Les épisodes de la vie dans le camp culminent avec le rappel de la poussette qui, dans le Cuirassé Potemkine d’Eisenstein (1926), dévale les escaliers d’Odessa et qui cahote, ici, le long des gradins du camp pour se retourner en bout de course et finir dans le feu.
La poussette est moins une référence culturelle qu’une répartie.

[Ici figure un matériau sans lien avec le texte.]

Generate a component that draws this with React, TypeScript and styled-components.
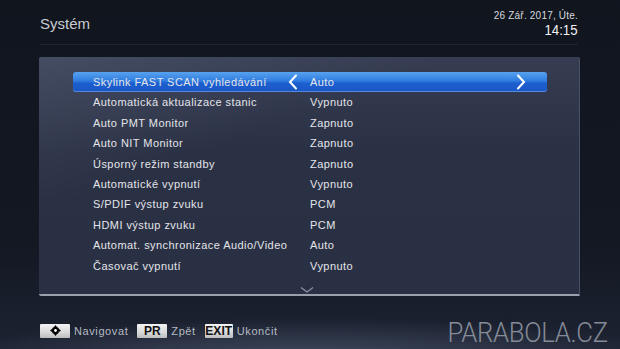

Celle du Cuirassé Potemkine, avec son bébé, accablait l’armée du Tsar, celle de Coup de soleil accuse l’armée Rouge.  Mais il ne s’agit plus dénoncer seulement des crimes de sang ; il s’agit du monde, il s’agit de l’Homme, de la créature, femme et homme.

Dans un monde devenu méconnaissable, le plus cruel pour un officier russe est la subversion de l’image de la femme. Jadis, symbole d’amour et de bonheur, devenue la plus cynique pourvoyeuse de la mort, la femme, commissaire du camp, est dénaturée et le monde est perdu. Un Russe comment peut-il vivre, si on lui rompt dans le cœur l’image idéale de l’éternel féminin ?

Dans la poussette d’Eisenstein se trouvait un bébé. Celle de Mikhalkov est vide parce qu’elle ne peut pas contenir ce monde perdu qui a vu la destruction de l’homme russe, comme le dit un de ses personnages. La poussette d’Odessa dévale les escaliers au milieu des cadavres, celle du camp cahote au milieu de morts vivants, ces prisonniers qui ont été contraints d’arracher eux-mêmes leurs épaulettes, car la destruction de “l’homme”, c’est celle de l’âme humaine.

En contraste avec l’univers sombre et confiné du camp, les épisodes de la vie d’avant resplendissent, s’ouvrent sur la beauté du monde et racontent une histoire d’amour, qui commence par la poursuite irréelle d’une écharpe bleue qui s‘est envolée du cou de la belle pour parcourir tout le bateau et continue par l’amour fou. Le beau lieutenant croit que l’inconnue a quitté le bord où on mène une vie de rêve entre cabines d’acajou, salle à manger fastueuse et séances de prestidigitation. Il se jette du bateau encore en marche pour la rejoindre, il s’est trompé, c’en est une autre, trop tard, le bateau est parti.
Rien n’est trop tard dans le monde d’avant. Elle, restée sur le pont, persuade le capitaine de faire demi-tour pour aller le récupérer. Il monte à bord en dansant.

Plus tard, il manque tomber dans les machines en suppliant l’inconnue de descendre à terre avec lui parce que c’est « une question de vie ou de mort », dit-il, il devrait dire « d’amour ou de mort ». Dans la chambre de l’amour, tout est dit sans un mot, rien n’est montré de la gymnastique du sexe, régal privé, ennui au cinéma, mais on la voit, elle, de dos, entièrement déshabillée, s’approcher de lui, dans son uniforme dont le sabre tombe, et il dit : « C‘est mon sabre », elle répond : «  Je sais », en continuant d’approcher. C’est tout. C’est le seul dialogue de cette unique nuit d’amour. Le désir brûle et flamboie dans le silence, il ne sait pas son nom. À l’aube, elle s’en va sans le réveiller, laissant deux lignes gribouillées : « Ce qui s’est produit ne s’est pas produit et ne se produira plus jamais pour moi ». Près du griffonnage, elle pose un bonbon et emporte son eau de Cologne. De quoi le désespérer jusqu’à la fin de ses jours dans le ventre du bateau coulé par le fond.

Autour de cet amour que l’inachèvement rend pathétique, surgit le décor de la Russie d’avant dans toute sa beauté, les bateaux qui naviguent sur la Volga, les paysages avec leurs églises à bulbes, un petit paysan russe qui guide le beau lieutenant au cœur brisé. Cet enfant est paniqué à l’idée de Darwin que l’homme descend du singe, donc ses parents aussi, le lieutenant aussi, et le tsar. Il incarne la sainte Russie. Le lieutenant a perdu sa croix dans le lit d’amour, le petit fait bénir la neuve par un pope escroc qui demande dix roubles. L’enfant a oublié de rendre sa montre au lieutenant et court inlassablement après lui.

Cet enfant, devenu un homme, on le retrouve aux dernières images du film, lorsque la péniche où ont été enfermés les prisonniers va être envoyée par le fond. Un homme est debout sur le môle avec les commissaires du camp, c’est l’enfant devenu grand qui a perdu son âme. Le lieutenant reconnait le petit paysan du temps d’avant : c’est lui qui a reçu les prisonniers et leur a demandé, à l’un après l’autre, d’arracher leurs épaulettes. Il l’appelle à travers le hublot. La péniche s’enfonce dans la mer.